Penegakkan hukum terhadap tindak pidana ujaran kebencian (hate speech) hingga saat ini masih dihadapkan pada berbagai kendala, baik yang bersumber dari hukum materiil ataupun kendala yang bersifat hukum formil, yaitu hambatan atau kendala yang dihadapi oleh penyidik. Permasalahan dalam penelitian ini, yaitu (1) Bagaimana penegakkan Undang-Undang Republik Indonesia Nomor 19 Tahun 2016 tentang Perubahan Atas Undang-Undang Nomor 11 Tahun 2008 tentang Informasi dan Transaksi Elektronik terhadap tindak pidana ujaran kebencian (hate speech) oleh Kepolisian Republik Indonesia?, (2) Faktor-faktor apa saja yang berpengaruh dalam penegakkan Undang-Undang Republik Indonesia Nomor 19 Tahun 2016 tentang Perubahan Atas Undang-Undang Nomor 11 Tahun 2008 tentang Informasi dan Transaksi Elektronik terhadap tindak pidana ujaran kebencian (hate speech) oleh Kepolisian Republik Indonesia? Metode penelitian yang digunakan adalah yuridis normatif, spesifikasi penelitian deskriptif analitis.
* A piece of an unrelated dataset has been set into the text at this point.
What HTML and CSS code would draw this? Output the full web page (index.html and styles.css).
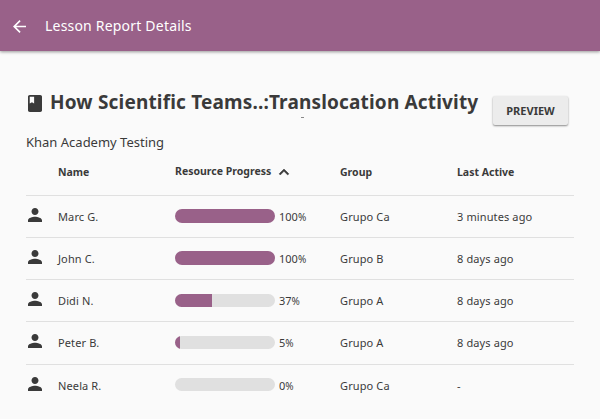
FILE: index.html
```html
<!DOCTYPE html>
<html lang="en">
<head>
<meta charset="utf-8">
<title>Lesson Report Details</title>
<link rel="stylesheet" href="styles.css">
</head>
<body>
<svg class="defs" width="0" height="0"><symbol id="person" viewBox="4 4 16 16"><path d="M12 12c2.210 0 4-1.790 4-4s-1.790-4-4-4-4 1.790-4 4 1.790 4 4 4zm0 2c-2.670 0-8 1.340-8 4v2h16v-2c0-2.660-5.330-4-8-4z"/></symbol></svg>
<header class="appbar">
  <svg class="back" viewBox="4 4 16 16"><path d="M20 11H7.830l5.590-5.590L12 4l-8 8 8 8 1.410-1.410L7.830 13H20v-2z"/></svg>
  <span class="appbar-title">Lesson Report Details</span>
</header>
<main class="content">
  <div class="heading">
    <svg class="book" viewBox="4 2 16 20" preserveAspectRatio="none"><path d="M18 2H6c-1.100 0-2 .9-2 2v16c0 1.100.9 2 2 2h12c1.100 0 2-.9 2-2V4c0-1.100-.9-2-2-2zM6 4h5v8l-2.500-1.500L6 12V4z"/></svg>
    <h1 class="title">How Scientific Teams..:Translocation Activity<span class="mark"></span></h1>
    <button class="preview">PREVIEW</button>
  </div>
  <p class="class-name">Khan Academy Testing</p>
  <div class="table">
    <div class="row head">
      <span></span><span>Name</span>
      <span class="sort">Resource Progress<svg class="chevron" viewBox="6 8 12 7.400"><path d="M12 8l-6 6 1.410 1.410L12 10.830l4.590 4.580L18 14z"/></svg></span>
      <span>Group</span><span>Last Active</span>
    </div>
    <div class="row"><svg class="person"><use href="#person"/></svg><span>Marc G.</span><div class="progress"><div class="bar"><div class="fill" style="width:100%"></div></div><span>100<small>%</small></span></div><span>Grupo Ca</span><span>3 minutes ago</span></div>
    <div class="row"><svg class="person"><use href="#person"/></svg><span>John C.</span><div class="progress"><div class="bar"><div class="fill" style="width:100%"></div></div><span>100<small>%</small></span></div><span>Grupo B</span><span>8 days ago</span></div>
    <div class="row"><svg class="person"><use href="#person"/></svg><span>Didi N.</span><div class="progress"><div class="bar"><div class="fill" style="width:37%"></div></div><span>37<small>%</small></span></div><span>Grupo A</span><span>8 days ago</span></div>
    <div class="row"><svg class="person"><use href="#person"/></svg><span>Peter B.</span><div class="progress"><div class="bar"><div class="fill" style="width:5%"></div></div><span>5<small>%</small></span></div><span>Grupo A</span><span>8 days ago</span></div>
    <div class="row"><svg class="person"><use href="#person"/></svg><span>Neela R.</span><div class="progress"><div class="bar"><div class="fill" style="width:0%"></div></div><span>0<small>%</small></span></div><span>Grupo Ca</span><span>-</span></div>
  </div>
</main>
</body>
</html>
```
FILE: styles.css
```css
* { box-sizing: border-box; }
body {
  margin: 0;
  height: 419px;
  overflow: hidden;
  background: #fafafa;
  color: #3a3a3a;
  font-family: "Noto Sans", sans-serif;
}
svg { display: block; fill: currentColor; }
.defs { position: absolute; }
.appbar {
  display: flex;
  align-items: center;
  height: 51px;
  padding-left: 13px;
  background: #996189;
  color: #fff;
  box-shadow: 0 1px 3px rgba(0, 0, 0, .4);
}
.back { width: 13px; height: 13px; margin-top: 1px; }
.appbar-title { margin-left: 19px; font-size: 14px; line-height: 20px; letter-spacing: .2px; }
.content { padding: 37px 26px 0; }
.heading { display: flex; height: 38px; }
.book { width: 14px; height: 17px; margin: 7px 0 0 2px; }
.title {
  position: relative;
  width: 443px;
  margin: 0 0 0 8px;
  font-size: 19px;
  line-height: 28px;
  font-weight: 700;
  letter-spacing: .17px;
  white-space: nowrap;
}
.mark { position: absolute; left: 251px; top: 29px; width: 3px; height: 1px; background: #888; }
.preview {
  width: 75px;
  height: 29px;
  margin-top: 8px;
  padding: 0;
  border: 0;
  border-radius: 2px;
  background: #ececec;
  color: #3a3a3a;
  font: 700 11px/29px "Noto Sans", sans-serif;
  box-shadow: 0 1px 2px rgba(0, 0, 0, .45);
}
.class-name { margin: 6px 0 1px; font-size: 13px; line-height: 20px; }
.row {
  display: grid;
  grid-template-columns: 32px 117px 165px 117px 1fr;
  align-items: center;
  height: 42.150px;
  border-top: 1px solid #e0e0e0;
  font-size: 11px;
  line-height: 16px;
  letter-spacing: .12px;
}
.row > span { padding-top: 1px; }
.head { height: 42px; border: 0; padding-bottom: 6px; font-size: 10.500px; font-weight: 700; letter-spacing: 0; }
.head > .sort { display: flex; align-items: center; padding-top: 0; }
.head > .sort { margin-top: -1px; }
.chevron { width: 10px; height: 6px; margin: 2px 0 0 8px; stroke: currentColor; stroke-width: .6; overflow: visible; }
.person { width: 14px; height: 14px; margin: -3px 0 0 2px; }
.progress { display: flex; align-items: center; margin-top: -1px; letter-spacing: 0; }
.progress > span { margin-left: 4px; padding-top: 2px; }
.progress small { font-size: 10px; }
.bar { width: 100px; height: 13.500px; overflow: hidden; border-radius: 7px; background: #e0e0e0; }
.fill { height: 100%; background: #996189; }
```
Berdasarkan hasil penelitian diketahui bahwa (1) Polri dalam melaksanakan kewenangannya dalam penegakkan Undang-Undang Republik Indonesia Nomor 19 Tahun 2016 tentang Perubahan Atas Undang-Undang Nomor 11 Tahun 2008 tentang Informasi dan Transaksi Elektronik terhadap tindak pidana ujaran kebencian (hate speech). (2) Faktor-faktor yang berpengaruh dalam penegakkan Undang-Undang Republik Indonesia Nomor 19 Tahun 2016 tentang Perubahan Atas Undang-Undang Nomor 11 Tahun 2008 tentang Informasi dan Transaksi Elektronik terhadap tindak pidana ujaran kebencian (hate speech) oleh Kepolisian Republik Indonesia: faktor hukum; faktor penegak hukum, meliput keterbatasan kuantitas dan kualitas penyidik; faktor sarana dan prasarana, yaitu keterbatasan sarana yang mendukung penyidikan tindak pidana ujaran kebencian melalui media sosial facebook; faktor masyarakat, meliputi adanya ketidaksukaan terhadap pemerintahan dan kebencian terhadap etnis tertentu; dan faktor budaya, meliputi multikulturalisme dalam masyarakat Indonesia, kurangnya partisipasi aktif dari masyarakat dalam mencegah tindak pidana ujaran kebencian (hate speech), serta kurangnya kesadaran masyarakat untuk saling menghargai diantara Suku, Agama dan Ras.